2. The method of claim 1, further comprising verifying data
integrity prior to checking the status flag.
3. The method of claim 1, wherein the step of verifying operating
system software integrity includes: entering a secure mode of
operation where externally initiated requests to read data from or
write data into the processor are not serviced but internally
initiated data transfers are serviced; reading a decryption program
from a storage medium into the local memory of the processor;
reading an encrypted authentication program into the local memory
of the processor; decrypting the encrypted authentication program
using the decryption program; reading encrypted operating system
software into the local memory, the operating system software
having been encrypted using a private key of a private/public key
pair; and using the authentication program to authenticate the
operating system software.
4. The method of claim 3, further comprising: decrypting the
encrypted operating system software using the authentication
program and the public key of the private/public key pair;
verifying the integrity of the operating system software by
executing a hash function thereon to produce a hash result and
comparing the hash result with a predetermined hash value; and
permitting the processor to run the operating system software if
the hash result matches the predetermined hash value.
5. The method of claim 4, further comprising verifying data
integrity prior to checking the status flag.
6. The method of claim 5, wherein the step of verifying the data
integrity includes: reading an encrypted version of the data into
the local memory, the data having been encrypted using a private
key of a private/public key pair; and using the authentication
program to authenticate the data.
7. The method of claim 6, further comprising: decrypting the
encrypted data using the authentication program and the public key
of the private/public key pair; verifying the integrity of the data
by executing a hash function thereon to produce a hash result and
comparing the hash result with a predetermined hash value; and
permitting the processor to use the data if the hash result matches
the predetermined hash value.
8. The method of claim 1, further comprising: checking the status
flag as part of a course of action in another processor, the
processors being part of a multi-processor system; and permitting
the other processor to continue in the course of action only after
ensuring that the status flag indicates that the operating system
software integrity is satisfactory.
9. The method of claim 1, further comprising: verifying the
integrity of the operating system software from time to time and
updating the status flag; and checking the status flag from time to
time to ensure that the status flag indicates that the operating
system software integrity is satisfactory before permitting the
processor to continue in a course of action.

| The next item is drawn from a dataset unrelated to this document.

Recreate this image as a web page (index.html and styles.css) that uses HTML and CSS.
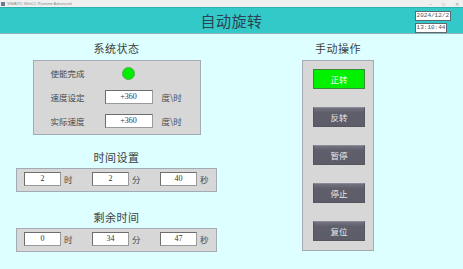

10. A method, comprising: verifying operating system software
integrity prior to being executed by a processor, the processor
including an associated local memory and capable of operative
connection to a main memory such that data may be read from the
main memory for use in the local memory; storing a status flag
indicating whether the operating system software integrity is or is
not satisfactory; and ensuring that the status flag indicates that
the operating system software integrity is satisfactory before
permitting the processor to using the data or certain processing
resources.
11. The method of claim 10, wherein at least one of: the processing
resources include a non-volatile memory sub-system, and one or more
functional circuits; the non-volatile memory sub-system includes at
least portions of software and/or hardware components of an
electromagnetic memory medium, an electronic memory medium, a
silicon memory medium, an optical memory medium, a hard disc memory
medium, an a CD-ROM memory medium, a DVD-ROM memory medium, and an
external memory medium; and the one or more functional circuits of
the apparatus includes at least one graphics processing circuit, a
network interface circuit, a display interface circuit, a printer
interface circuit, and a local data input and/or output
interface.
12. The method of claim 10, further comprising establishing a
secure session between the processor and one or more processing
resources after ensuring that the status flag indicates that the
operating system software integrity is satisfactory.
13. The method of claim 12, wherein the secure session between the
processor and the one or more processing resources includes
encrypting data shared therebetween using a pair of keys.
14. The method of claim 10, further comprising verifying integrity
of the data prior to checking the status flag and permitting the
processor to continue in a course of action only after the
integrity of the data are ensured and the status flag indicates
that the operating system software integrity is satisfactory.
15. A method, comprising: verifying operating system software
integrity from time to time prior to and/or after being executed by
a processor, the processor including an associated local memory and
capable of operative connection to a main memory such that data may
be read from the main memory for use in the local memory; storing a
status flag indicating whether the operating system software
integrity is or is not satisfactory; and ensuring from time to time
that the status flag indicates that the operating system software
integrity is satisfactory before permitting the processor to
continue in a course of action.
16. An apparatus, comprising: at least one processor and associated
local memory that are capable of being coupled to a main memory and
being operable to request at least some data from the main memory
for use in the local memory; and a storage medium containing a
decryption program, wherein the processor is operable to: verify
operating system software integrity prior to being executed by the
processor; store a status flag indicating whether the operating
system software integrity is or is not satisfactory; and ensure
that the status flag indicates that the operating system software
integrity is satisfactory before using the data.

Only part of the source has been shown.